= Task directions =
From the first line of the data below through the line bearing "const CENTER: Point = [299, 300];", reproduce each line exactly; do not include pictures.

▼

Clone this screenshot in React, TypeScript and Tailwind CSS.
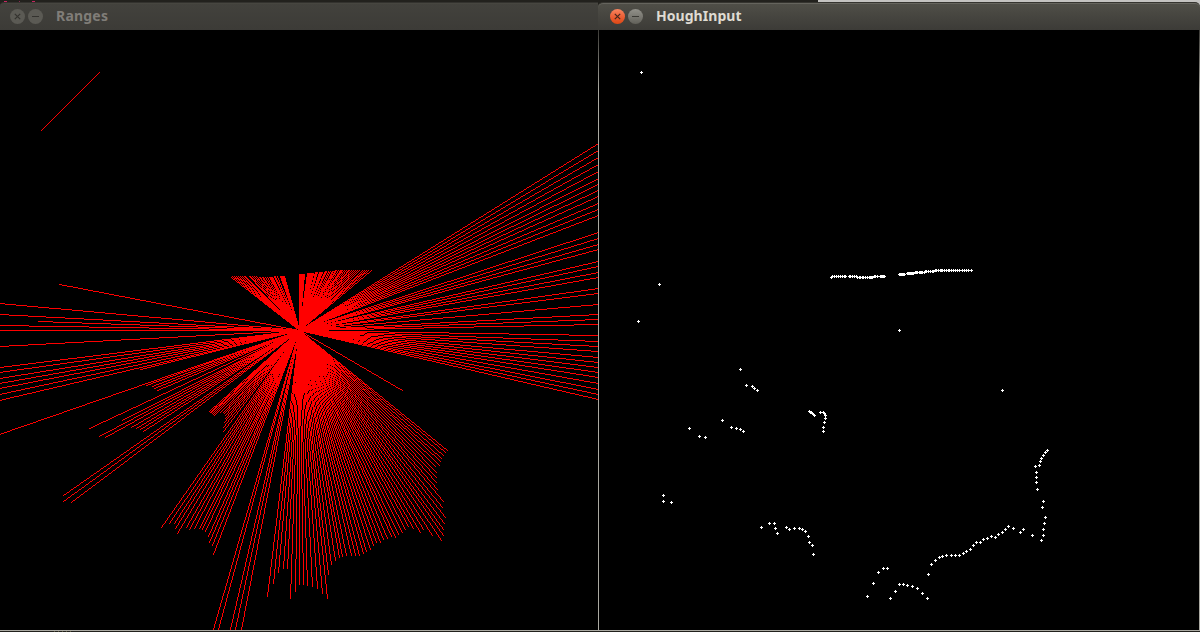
import React from "react";

type Point = [number, number];

const CENTER: Point = [299, 300];

/* Scan returns inside the sensor frame, in canvas coordinates. */
const NEAR: Point[] = [
  [231, 247], [232, 246], [234, 246], [236, 246], [238, 246], [240, 246], [242, 246], [244, 246], [245, 246],
  [249, 246], [250, 246], [252, 246], [254, 246], [256, 246], [257, 247], [259, 247], [260, 247], [262, 247],
  [263, 247], [265, 247], [267, 247], [269, 247], [270, 247], [271, 247], [272, 247], [274, 246], [275, 246],
  [277, 246], [280, 246], [281, 246], [282, 246], [283, 246], [284, 246],
  [299, 244], [300, 244], [301, 244], [302, 244], [303, 244], [304, 244], [307, 243], [308, 243], [309, 243],
  [310, 243], [311, 243], [312, 243], [313, 243], [315, 242], [316, 242], [317, 242], [319, 242], [320, 242],
  [321, 242], [322, 242], [324, 242], [325, 241], [326, 241], [328, 241], [330, 241], [332, 241], [333, 241],
  [335, 240], [336, 240], [338, 240], [340, 240], [341, 240], [342, 240], [344, 240], [346, 240], [348, 240],
  [349, 240], [351, 240], [353, 240], [355, 240], [357, 240], [359, 240], [362, 240], [364, 240], [366, 240],
  [368, 240], [371, 240],
  [59, 254], [38, 291], [402, 360],
  [140, 339], [146, 355], [152, 356], [154, 358], [157, 360], [122, 390], [131, 397], [136, 398], [140, 399],
  [143, 401], [89, 398], [99, 406], [105, 407], [63, 465], [63, 471], [71, 472],
  [209, 381], [210, 382], [211, 382], [212, 383], [213, 384], [214, 385], [220, 382], [223, 382], [224, 383],
  [225, 385], [225, 388], [224, 392], [223, 397], [223, 401],
  [161, 497], [169, 493], [174, 493], [175, 498], [177, 503], [186, 497], [189, 499], [194, 498], [199, 498],
  [202, 499], [205, 501], [208, 506], [209, 512], [212, 515], [213, 524],
  [447, 420], [445, 422], [443, 425], [441, 428], [440, 431], [439, 435], [435, 436], [436, 442], [436, 447],
  [436, 452], [437, 459], [443, 471], [442, 477], [445, 487], [444, 493], [443, 499], [443, 505], [441, 510],
  [432, 505], [423, 499], [420, 502], [413, 498], [408, 496], [405, 499], [402, 502], [398, 504], [395, 507],
  [391, 506], [387, 508], [383, 509], [380, 512], [376, 512], [373, 515], [370, 519], [366, 521], [363, 523],
  [359, 525], [355, 525], [351, 525], [346, 525], [342, 526], [339, 527], [335, 530], [331, 534], [328, 544],
  [327, 568], [322, 563], [317, 558], [312, 556], [307, 555], [303, 554], [299, 554], [295, 561], [290, 568],
  [287, 538], [283, 538], [278, 542], [273, 553], [267, 566],
];

/* Rays that leave the frame, by the coordinate at which they cross its edge. */
const RIGHT_EXITS = [
  113, 120, 127, 134, 141, 148, 154, 160, 166, 173, 179, 185, 202, 208, 214, 219, 231, 236, 242, 247, 258, 263, 274,
  284, 289, 294, 305, 311, 316, 321, 327, 332, 337, 342, 347, 353, 359, 364, 369,
];
const LEFT_EXITS = [273, 284, 295, 300, 316, 337, 342, 348, 353, 358, 364, 370, 404];
const BOTTOM_EXITS = [213, 218, 230, 235, 241];

const RAYS: Point[] = [
  ...NEAR,
  ...RIGHT_EXITS.map((y): Point => [598, y]),
  ...LEFT_EXITS.map((y): Point => [-1, y]),
  ...BOTTOM_EXITS.map((x): Point => [x, 599]),
];

/* Rasterises a segment into runs of whole pixels, without antialiasing. */
function pixelLine([x0, y0]: Point, [x1, y1]: Point): string {
  const dx = x1 - x0;
  const dy = y1 - y0;
  const steep = Math.abs(dy) > Math.abs(dx);
  const n = Math.max(Math.abs(dx), Math.abs(dy));
  const major = steep ? Math.sign(dy) : Math.sign(dx);
  const minor = steep ? dx : dy;
  let out = "";
  let start = 0;
  const at = (i: number) => Math.sign(minor) * Math.ceil((Math.abs(minor) * i) / n - 0.5);
  for (let i = 1; i <= n + 1; i++) {
    if (i <= n && at(i) === at(start)) continue;
    const len = i - start;
    const from = Math.min(major * start, major * (i - 1));
    out += steep
      ? `M${x0 + at(start)} ${y0 + from}h1v${len}h-1z`
      : `M${x0 + from} ${y0 + at(start)}h${len}v1h-${len}z`;
    start = i;
  }
  return out;
}

const rayPath = RAYS.map((p) => pixelLine(CENTER, p)).join("");
const strayPath = pixelLine([41, 100], [99, 42]);
const dotPath = [...NEAR, CENTER, [41, 42] as Point]
  .map(([x, y]) => `M${x} ${y - 1}h1v3h-1zM${x - 1} ${y}h3v1h-3z`)
  .join("");

function WindowButton({ kind, active }: { kind: "close" | "minimize"; active: boolean }) {
  const close = kind === "close";
  const fill = !active ? "#5b5a54" : close ? "url(#closeFill)" : "url(#minFill)";
  const mark = !active ? "#34332f" : close ? "#47271c" : "#3b3a35";
  return (
    <svg width="15" height="15" viewBox="0 0 15 15" className="shrink-0">
      <defs>
        <linearGradient id="closeFill" x1="0" y1="0" x2="0" y2="1">
          <stop offset="0" stopColor="#f98660" />
          <stop offset="0.5" stopColor="#ec6037" />
          <stop offset="1" stopColor="#dd4814" />
        </linearGradient>
        <linearGradient id="minFill" x1="0" y1="0" x2="0" y2="1">
          <stop offset="0" stopColor="#92918a" />
          <stop offset="1" stopColor="#62615a" />
        </linearGradient>
      </defs>
      <circle cx="7.5" cy="7.5" r="7.5" fill={fill} />
      {close ? (
        <path d="M4.8 4.8l5.4 5.4M10.2 4.8l-5.4 5.4" stroke={mark} strokeWidth="1.2" />
      ) : (
        <path d="M4 7.5h7" stroke={mark} strokeWidth="1" />
      )}
    </svg>
  );
}

function TitleBar({ title, active }: { title: string; active: boolean }) {
  return (
    <header
      className={
        active
          ? "flex h-7 shrink-0 items-center rounded-t-[5px] border-t border-[#35342f] bg-linear-to-b from-[#504f48] to-[#3c3b37] pl-[12px] shadow-[inset_0_1px_0_#65645d]"
          : "flex h-7 shrink-0 items-center rounded-tl-[4px] border-t border-[#33322e] bg-linear-to-b from-[#43423d] to-[#3c3b37] pl-[10px] shadow-[inset_0_1px_0_#474640]"
      }
    >
      <div className="flex gap-[3px]">
        <WindowButton kind="close" active={active} />
        <WindowButton kind="minimize" active={active} />
      </div>
      <span
        className={
          active
            ? "ml-[13px] pb-[2px] text-[14px] leading-none font-bold tracking-[0.05px] text-[#dfdbd2]"
            : "ml-[13px] pb-[2px] text-[14px] leading-none font-bold tracking-[0.2px] text-[#807d78]"
        }
      >
        {title}
      </span>
    </header>
  );
}

export default function App() {
  return (
    <div className="flex h-[632px] w-[1200px] flex-col overflow-hidden bg-[#22211d] font-['Noto_Sans',sans-serif]">
      <div className="flex h-[2px] shrink-0 justify-between">
        <div className="mt-px flex h-px pl-1">
          <i className="w-[3px] bg-[#c5265f]" />
          <i className="ml-3 w-px bg-[#8b2450]" />
          <i className="ml-3 w-[3px] bg-[#c5265f]" />
        </div>
        <div className="w-[382px] bg-[#c3c2c0]" />
      </div>
      <main className="flex h-[628px] shrink-0">
        <section className="flex w-[598px] flex-col">
          <TitleBar title="Ranges" active={false} />
          <svg width="598" height="600" viewBox="0 0 598 600" shapeRendering="crispEdges" className="block bg-black">
            <path d={rayPath} fill="#ff0000" />
            <path d={strayPath} fill="#ff0000" />
          </svg>
        </section>
        <section className="flex w-[602px] flex-col bg-linear-to-r from-[#22211d] from-50% to-[#c3c2c0] to-50%">
          <TitleBar title="HoughInput" active />
          <div className="flex">
            <div className="h-[600px] w-px bg-linear-to-b from-[#3c3b37] to-[#aaa9a2] to-[60px]" />
            <svg width="600" height="600" viewBox="-1 0 600 600" shapeRendering="crispEdges" className="block bg-black">
              <path d={dotPath} fill="#ffffff" />
            </svg>
            <div className="h-[600px] w-px bg-linear-to-b from-[#3c3b37] to-[#aaa9a2] to-[60px]" />
          </div>
        </section>
      </main>
      <div className="h-px shrink-0 bg-[#aaa9a2]" />
      <div className="flex h-px shrink-0 gap-[3px] pl-[54px]">
        <i className="w-px bg-[#55543c]" />
        <i className="w-px bg-[#55543c]" />
        <i className="w-px bg-[#55543c]" />
        <i className="w-px bg-[#55543c]" />
        <i className="w-px bg-[#55543c]" />
      </div>
    </div>
  );
}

▲

= Correct result =
Clone this screenshot in React, TypeScript and Tailwind CSS.
import React from "react";

type Point = [number, number];

const CENTER: Point = [299, 300];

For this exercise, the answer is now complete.